A year ago, after getting together for Opal's birthday on January 9th, I wrote the following but never got it posted for want of pictures etc to put with the story. I will just go ahead and post it today with the following picture of Opal that Jerri took last summer.



Written January 9, 2007...
Today is Opal's 93rd birthday. Jerri and I met Mother and Opal for lunch... her choice... Pizza Hut for a green olive personal pan pizza. Afterwards we went to Mother's for coffee and cookies and then to Chicks for a little visit. These stories were told today...

Opal said that she was told this story about when she was a baby... she cried and cried an awfully lot and they couldn't figure out what was wrong with her. One day they discovered Charles, her older brother by just 16 months, taking her bottle away from her as she lay in her crib and drinking all the milk before giving it back.

Opal also said that she could just kill Charles as he was the one who named her... Opal... The family had a hired girl, as a lot of people did in those days, and the hired girl's name was Opal. Charles looked at her in her crib after she was born and said, "Opal" and so she was named. Her middle name Ord is worse yet... being the town she was born in.

The three of them were reminescing and it came out that Grandpa Sipple made beer, whiskey and also root beer for the kids. I suppose this was during prohibition.

Mother said, "do you remember one of Dad's firemen (on his train) who was named Reynolds?" And then both Charles and she said, almost in unison something to the effect that "he was the ugliest man I have ever seen." He used to come to the house to drink Grandpa's homemade beer.

Another man who worked with Grandpa and came to drink beer was named Alexander (his last name)... It seems he had a famous brother, Grover Cleveland Alexander, who played professional baseball. He was from St Paul, NE and St Paul still celebrates him with a weekend every summer in his honor. One day Grover came with his brother to the Sipple house and took the older kids back to West Lawn School after lunch in his big, long touring car. All the kids at school were so envious both of the car and that they knew the famous Grover Cleveland Alexander.

He is called one of the greatest pitchers in history. There was a 1952 biographical movie about him, The Winning Team in which Grover was played by Ronald Reagan. Check out the Grove Cleveland Alexander video and his biography on-line.

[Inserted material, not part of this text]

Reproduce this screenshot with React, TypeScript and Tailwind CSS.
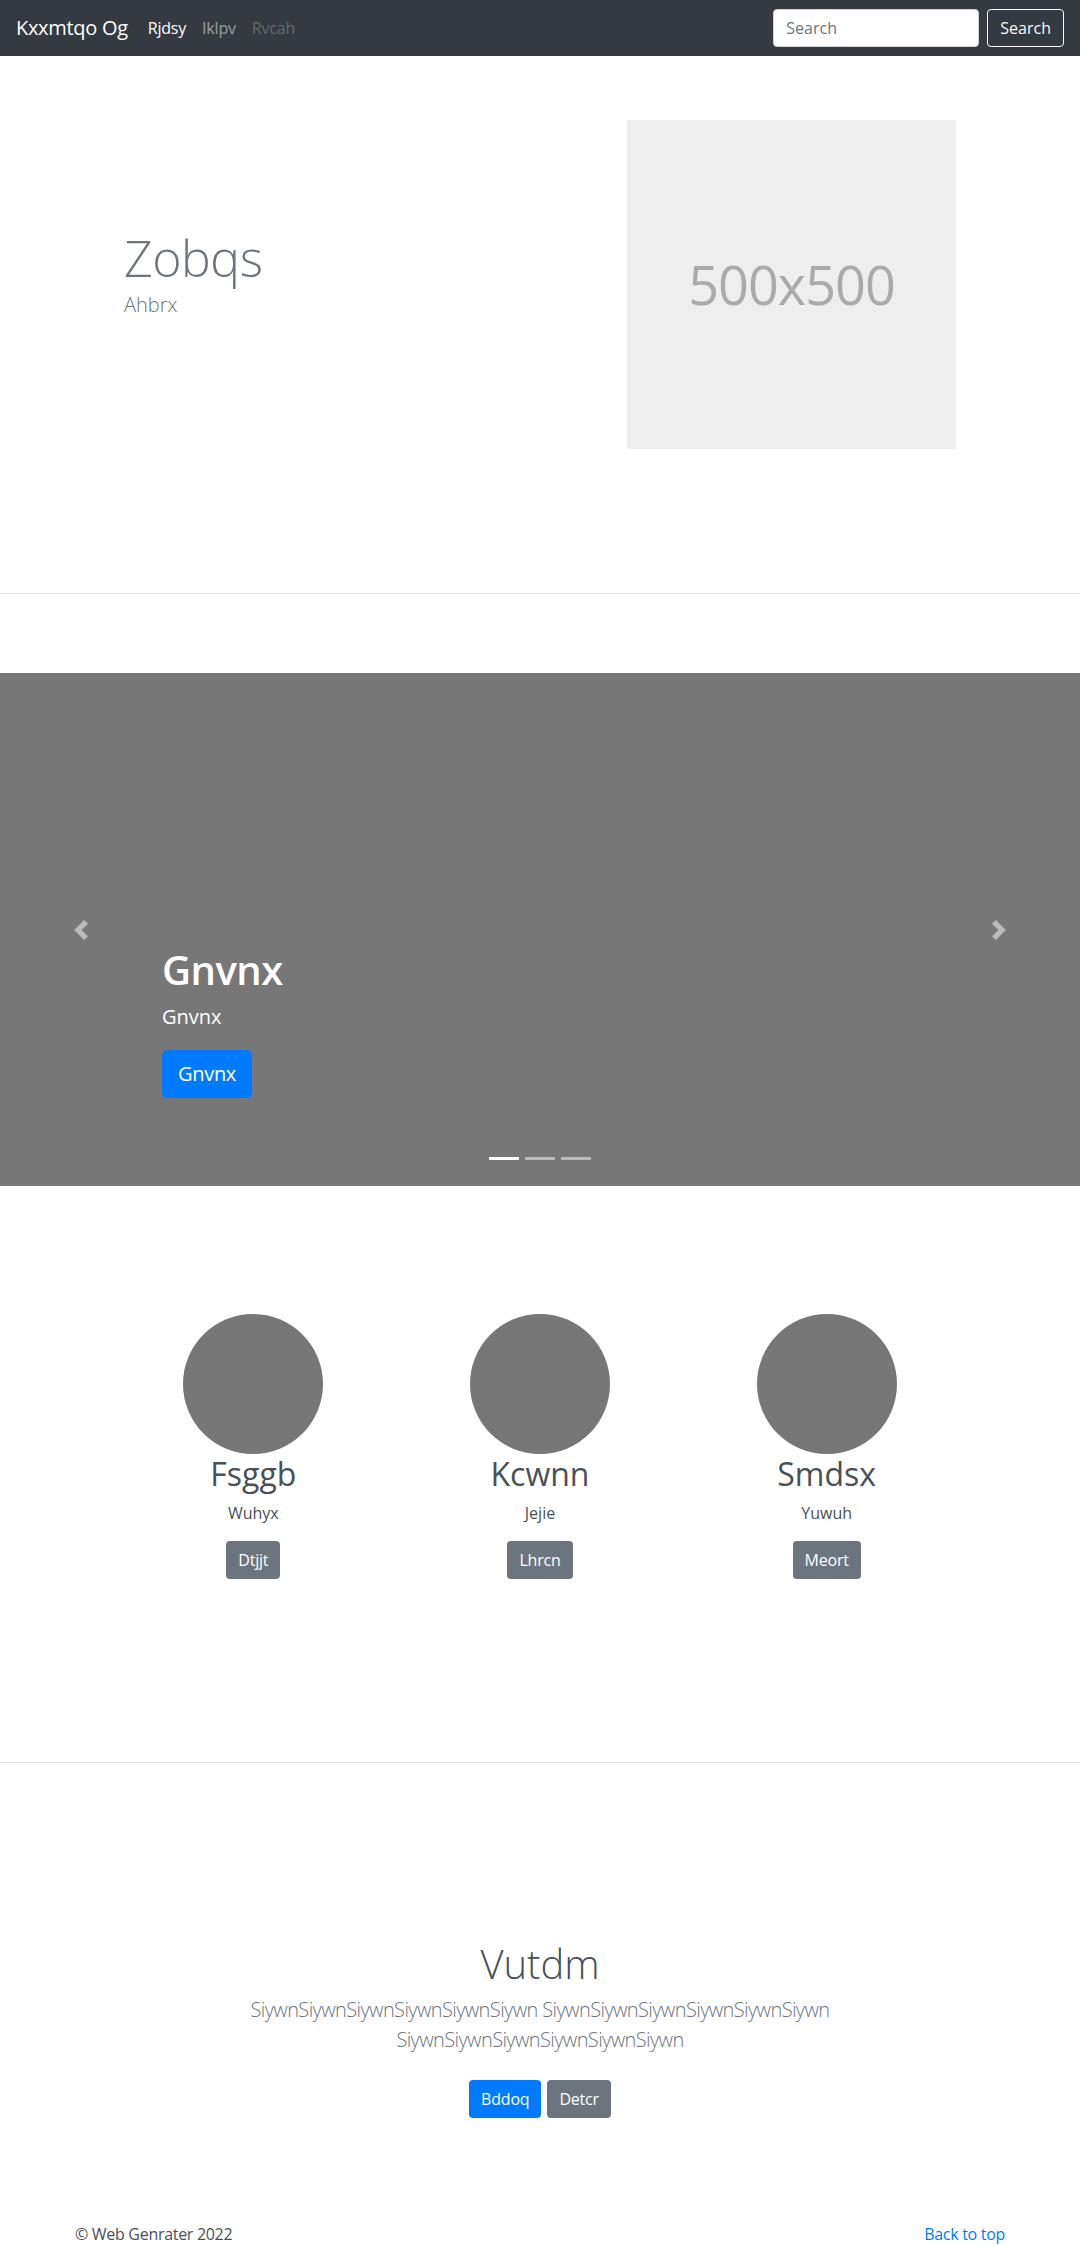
import React from 'react';

const members = [
  { name: 'Fsggb', role: 'Wuhyx', cta: 'Dtjjt' },
  { name: 'Kcwnn', role: 'Jejie', cta: 'Lhrcn' },
  { name: 'Smdsx', role: 'Yuwuh', cta: 'Meort' },
];

function Chevron({ dir }: { dir: 'prev' | 'next' }) {
  return (
    <svg width="20" height="20" viewBox="0 0 8 8" fill="#fff" className="opacity-50">
      {dir === 'prev' ? (
        <path d="M5.25 0l-4 4 4 4 1.5-1.5L4.25 4l2.5-2.5L5.25 0z" />
      ) : (
        <path d="M2.75 0l-1.5 1.5L3.75 4l-2.5 2.5L2.75 8l4-4-4-4z" />
      )}
    </svg>
  );
}

export default function App() {
  return (
    <div className="bg-white font-['Open_Sans','Noto_Sans',sans-serif] text-[#495057]">
      {/* navbar */}
      <nav className="flex h-14 items-center bg-[#343a40] px-4">
        <span className="mr-3 text-xl leading-[30px] tracking-[-0.3px] text-white">Kxxmtqo Og</span>
        <a className="px-2 text-base tracking-[-0.2px] text-white">Rjdsy</a>
        <a className="px-2 text-base tracking-[-0.2px] text-white/50">Iklpv</a>
        <a className="px-2 text-base tracking-[-0.2px] text-white/25">Rvcah</a>
        <form className="ml-auto flex items-center">
          <input
            className="mr-2 h-[38px] w-[206px] rounded border border-[#ced4da] bg-white px-3 text-base text-[#495057] outline-0 placeholder:text-[#6c757d]"
            placeholder="Search"
          />
          <button className="h-[38px] rounded border border-[#f8f9fa] px-3 text-base text-[#f8f9fa]" type="button">
            Search
          </button>
        </form>
      </nav>

      {/* hero */}
      <section className="pt-16">
        <div className="flex pl-[124px]">
          <div className="w-[503px] pt-[108px]">
            <h1 className="text-[50px] leading-[60px] font-light tracking-[-0.5px] text-[#6c757d]">Zobqs</h1>
            <p className="mt-[2px] text-xl leading-[30px] font-light text-[#6c757d]">Ahbrx</p>
          </div>
          <div className="flex h-[329px] w-[329px] items-center justify-center bg-[#eeeeee]">
            <span className="text-[54px] tracking-[-1px] text-[#aaaaaa]">500x500</span>
          </div>
        </div>
        <hr className="mt-[144px] border-t border-[#e6e6e6]" />
      </section>

      {/* carousel */}
      <section className="relative mt-[79px] h-[513px] bg-[#777777]">
        <div className="absolute top-0 bottom-0 left-0 flex w-[162px] items-center justify-center">
          <Chevron dir="prev" />
        </div>
        <div className="absolute top-0 right-0 bottom-0 flex w-[162px] items-center justify-center">
          <Chevron dir="next" />
        </div>
        <div className="absolute bottom-[88px] left-[162px] flex flex-col items-start text-white">
          <h1 className="text-[40px] leading-[48px] font-semibold tracking-[-0.5px]">Gnvnx</h1>
          <p className="mt-2 text-xl leading-[30px]">Gnvnx</p>
          <a className="mt-[18px] flex h-12 items-center rounded-[5px] bg-[#007bff] px-4 text-xl tracking-[-0.3px] text-white">Gnvnx</a>
        </div>
        <div className="absolute bottom-[26px] left-0 right-0 flex justify-center gap-[6px]">
          <span className="h-[3px] w-[30px] bg-white" />
          <span className="h-[3px] w-[30px] bg-white/50" />
          <span className="h-[3px] w-[30px] bg-white/50" />
        </div>
      </section>

      {/* team */}
      <section className="pt-[128px]">
        <div className="mx-auto grid w-[860px] grid-cols-3">
          {members.map((m) => (
            <div key={m.name} className="flex flex-col items-center">
              <div className="h-[140px] w-[140px] rounded-full bg-[#777777]" />
              <h2 className="mt-px text-[32px] leading-[38px]">{m.name}</h2>
              <p className="mt-2 text-base leading-6">{m.role}</p>
              <a className="mt-4 flex h-[38px] items-center rounded bg-[#6c757d] px-3 text-base tracking-[-0.2px] text-white">{m.cta}</a>
            </div>
          ))}
        </div>
        <hr className="mt-[183px] border-t border-[#e6e6e6]" />
      </section>

      {/* call to action */}
      <section className="flex flex-col items-center pt-[177px]">
        <h1 className="text-[40px] leading-[48px] font-light">Vutdm</h1>
        <p className="mt-[7px] w-[700px] text-center text-xl leading-[30px] font-light tracking-[-0.6px] text-[#6c757d]">
          SiywnSiywnSiywnSiywnSiywnSiywn SiywnSiywnSiywnSiywnSiywnSiywn SiywnSiywnSiywnSiywnSiywnSiywn
        </p>
        <div className="mt-[25px] flex gap-[6px]">
          <a className="flex h-[38px] items-center rounded bg-[#007bff] px-3 text-base tracking-[-0.2px] text-white">Bddoq</a>
          <a className="flex h-[38px] items-center rounded bg-[#6c757d] px-3 text-base tracking-[-0.2px] text-white">Detcr</a>
        </div>
      </section>

      {/* footer */}
      <footer className="mt-[104px] flex justify-between px-[75px] text-base leading-6 tracking-[-0.3px]">
        <p>© Web Genrater 2022</p>
        <a className="text-[#007bff]">Back to top</a>
      </footer>
    </div>
  );
}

Grampa's journals mention both Reynolds and Alexander as people he worked with, which he noted each day along with his engine number. The journals do not say anything about making beer... perhaps that was in years before Grampa started keeping the journals, since the ones I have run from about 1937 - 1945.

I told Mother and Opal about a project for Wade and they each told several cute stories about him. Mother said that she always thought of Wade as "the sweet one" for he would always come up to you (and still does) and give you a big ol' hug for no apparent reason. One of those hugs from him when he was about 6 or 7 is also one of my favorite memories. I was sitting on our deck talking to our neighbor, Karen, and Wade just came up behind me and gave me a big squeeze saying, "I love you."

Opal said she remembered Wade the year he turned two and got a plastic baseball bat & ball. He would hit the ball and then run around in our house where you could make a complete circle, living room to hallway to kitchen and back to the living room. She said he was so funny and cute and how did he know to do that, hit the ball and then run all the way back to where he started??

Mother also told about the time she babysat Wade and Jill when Lyle, Matt and I went on our annual ski trip to Colorado. Wade must have been 4 or 5 because I think he went skiing with us from the time he was 6 on. Mother spread out a deck of regular cards and they played a game of matching... and Wade would always remember where the matching cards lay and beat her each time. When we got home from our ski trip she was telling us about it and saying just how smart Wade was. Lyle had to immediately sit down and play the game with Wade... and being the competitor he was, just knew he could beat Wade and didn't give him any breaks... Wade beat the socks of his dad!! The 5 year old beat the 37 year old.